STATED GOAL: Restate all the material verbatim, except for the pictures.

## begin DATASET EXTRACT

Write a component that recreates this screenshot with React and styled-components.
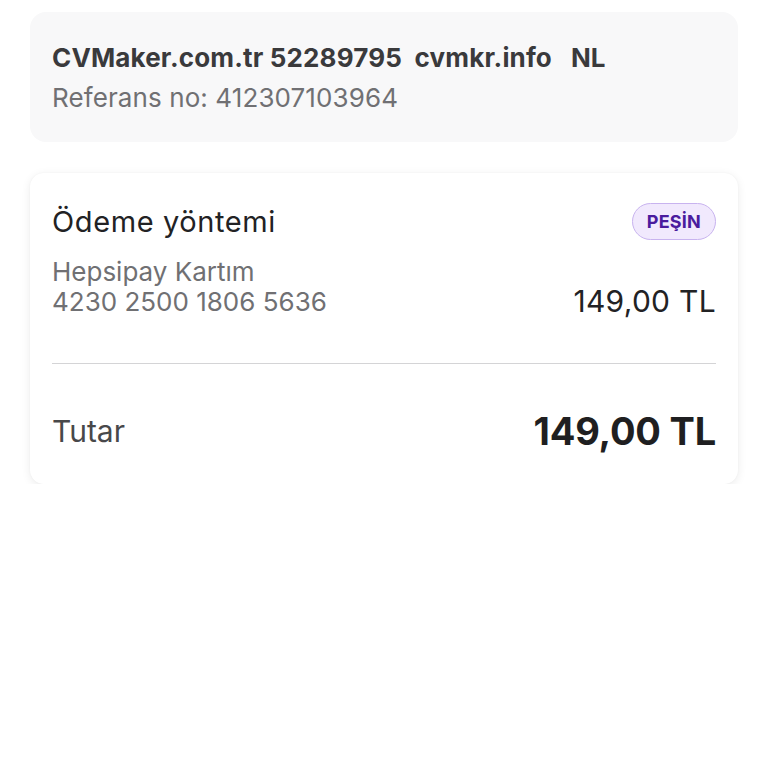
import React from "react";
import styled, { createGlobalStyle } from "styled-components";

const Global = createGlobalStyle`
  html, body { margin: 0; padding: 0; background: #ffffff; }
  body { font-family: Inter, "Noto Sans", "Liberation Sans", sans-serif; }
`;

const Page = styled.div`
  display: flex;
  flex-direction: column;
  gap: 31px;
  padding: 12px 30px 0 30px;
`;

const InfoBox = styled.section`
  background: #f8f8f9;
  border-radius: 16px;
  padding: 29px 22px 27px 22px;
  display: flex;
  flex-direction: column;
  gap: 6px;
`;

const Merchant = styled.div`
  font-size: 26px;
  font-weight: 700;
  color: #3a3a3c;
  white-space: pre;
  letter-spacing: 0.15px;
  line-height: 34px;
`;

const Reference = styled.div`
  font-size: 26px;
  color: #707073;
  line-height: 34px;
  letter-spacing: 0.1px;
`;

const Card = styled.section`
  background: #ffffff;
  border-radius: 14px;
  box-shadow: 0 2px 10px rgba(0, 0, 0, 0.08), 0 0 2px rgba(0, 0, 0, 0.04);
  padding: 30px 22px 31px 22px;
  display: flex;
  flex-direction: column;
`;

const Row = styled.div`
  display: flex;
  justify-content: space-between;
  align-items: ${(p) => p.$align || "center"};
  margin-top: ${(p) => p.$top || 0}px;
`;

const Title = styled.div`
  font-size: 29px;
  color: #222224;
  line-height: 37px;
  letter-spacing: 0.6px;
`;

const Badge = styled.span`
  display: inline-flex;
  align-items: center;
  justify-content: center;
  box-sizing: border-box;
  height: 37px;
  padding: 0 14px;
  border-radius: 19px;
  border: 1.5px solid #c8b3ef;
  background: #f1e9fd;
  color: #4a1c9e;
  font-weight: 700;
  font-size: 18px;
  letter-spacing: 0.2px;
`;

const CardInfo = styled.div`
  display: flex;
  flex-direction: column;
  color: #707073;
  font-size: 26px;
  line-height: 30px;
`;

const Amount = styled.div`
  font-size: 30px;
  color: #222224;
  line-height: 32px;
  letter-spacing: 0.3px;
`;

const Divider = styled.hr`
  border: none;
  border-top: 1.5px solid #d4d4d6;
  margin: 46px 0 0 0;
`;

const TotalLabel = styled.div`
  font-size: 30px;
  color: #48484a;
  line-height: 44px;
`;

const TotalAmount = styled.div`
  font-size: 38px;
  font-weight: 700;
  color: #1f1f21;
  line-height: 44px;
  letter-spacing: -0.2px;
`;

export default function App() {
  return (
    <>
      <Global />
      <Page>
        <InfoBox>
          <Merchant>{"CVMaker.com.tr 52289795  cvmkr.info   NL"}</Merchant>
          <Reference>Referans no: 412307103964</Reference>
        </InfoBox>
        <Card>
          <Row>
            <Title>Ödeme yöntemi</Title>
            <Badge>PEŞİN</Badge>
          </Row>
          <Row $align="flex-end" $top={17}>
            <CardInfo>
              <span>Hepsipay Kartım</span>
              <span>4230 2500 1806 5636</span>
            </CardInfo>
            <Amount>149,00 TL</Amount>
          </Row>
          <Divider />
          <Row $top={45}>
            <TotalLabel>Tutar</TotalLabel>
            <TotalAmount>149,00 TL</TotalAmount>
          </Row>
        </Card>
      </Page>
    </>
  );
}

## end DATASET EXTRACT

SOLUTION:
Write a component that recreates this screenshot with React and styled-components.
import React from "react";
import styled, { createGlobalStyle } from "styled-components";

const Global = createGlobalStyle`
  html, body { margin: 0; padding: 0; background: #ffffff; }
  body { font-family: Inter, "Noto Sans", "Liberation Sans", sans-serif; }
`;

const Page = styled.div`
  display: flex;
  flex-direction: column;
  gap: 31px;
  padding: 12px 30px 0 30px;
`;

const InfoBox = styled.section`
  background: #f8f8f9;
  border-radius: 16px;
  padding: 29px 22px 27px 22px;
  display: flex;
  flex-direction: column;
  gap: 6px;
`;

const Merchant = styled.div`
  font-size: 26px;
  font-weight: 700;
  color: #3a3a3c;
  white-space: pre;
  letter-spacing: 0.15px;
  line-height: 34px;
`;

const Reference = styled.div`
  font-size: 26px;
  color: #707073;
  line-height: 34px;
  letter-spacing: 0.1px;
`;

const Card = styled.section`
  background: #ffffff;
  border-radius: 14px;
  box-shadow: 0 2px 10px rgba(0, 0, 0, 0.08), 0 0 2px rgba(0, 0, 0, 0.04);
  padding: 30px 22px 31px 22px;
  display: flex;
  flex-direction: column;
`;

const Row = styled.div`
  display: flex;
  justify-content: space-between;
  align-items: ${(p) => p.$align || "center"};
  margin-top: ${(p) => p.$top || 0}px;
`;

const Title = styled.div`
  font-size: 29px;
  color: #222224;
  line-height: 37px;
  letter-spacing: 0.6px;
`;

const Badge = styled.span`
  display: inline-flex;
  align-items: center;
  justify-content: center;
  box-sizing: border-box;
  height: 37px;
  padding: 0 14px;
  border-radius: 19px;
  border: 1.5px solid #c8b3ef;
  background: #f1e9fd;
  color: #4a1c9e;
  font-weight: 700;
  font-size: 18px;
  letter-spacing: 0.2px;
`;

const CardInfo = styled.div`
  display: flex;
  flex-direction: column;
  color: #707073;
  font-size: 26px;
  line-height: 30px;
`;

const Amount = styled.div`
  font-size: 30px;
  color: #222224;
  line-height: 32px;
  letter-spacing: 0.3px;
`;

const Divider = styled.hr`
  border: none;
  border-top: 1.5px solid #d4d4d6;
  margin: 46px 0 0 0;
`;

const TotalLabel = styled.div`
  font-size: 30px;
  color: #48484a;
  line-height: 44px;
`;

const TotalAmount = styled.div`
  font-size: 38px;
  font-weight: 700;
  color: #1f1f21;
  line-height: 44px;
  letter-spacing: -0.2px;
`;

export default function App() {
  return (
    <>
      <Global />
      <Page>
        <InfoBox>
          <Merchant>{"CVMaker.com.tr 52289795  cvmkr.info   NL"}</Merchant>
          <Reference>Referans no: 412307103964</Reference>
        </InfoBox>
        <Card>
          <Row>
            <Title>Ödeme yöntemi</Title>
            <Badge>PEŞİN</Badge>
          </Row>
          <Row $align="flex-end" $top={17}>
            <CardInfo>
              <span>Hepsipay Kartım</span>
              <span>4230 2500 1806 5636</span>
            </CardInfo>
            <Amount>149,00 TL</Amount>
          </Row>
          <Divider />
          <Row $top={45}>
            <TotalLabel>Tutar</TotalLabel>
            <TotalAmount>149,00 TL</TotalAmount>
          </Row>
        </Card>
      </Page>
    </>
  );
}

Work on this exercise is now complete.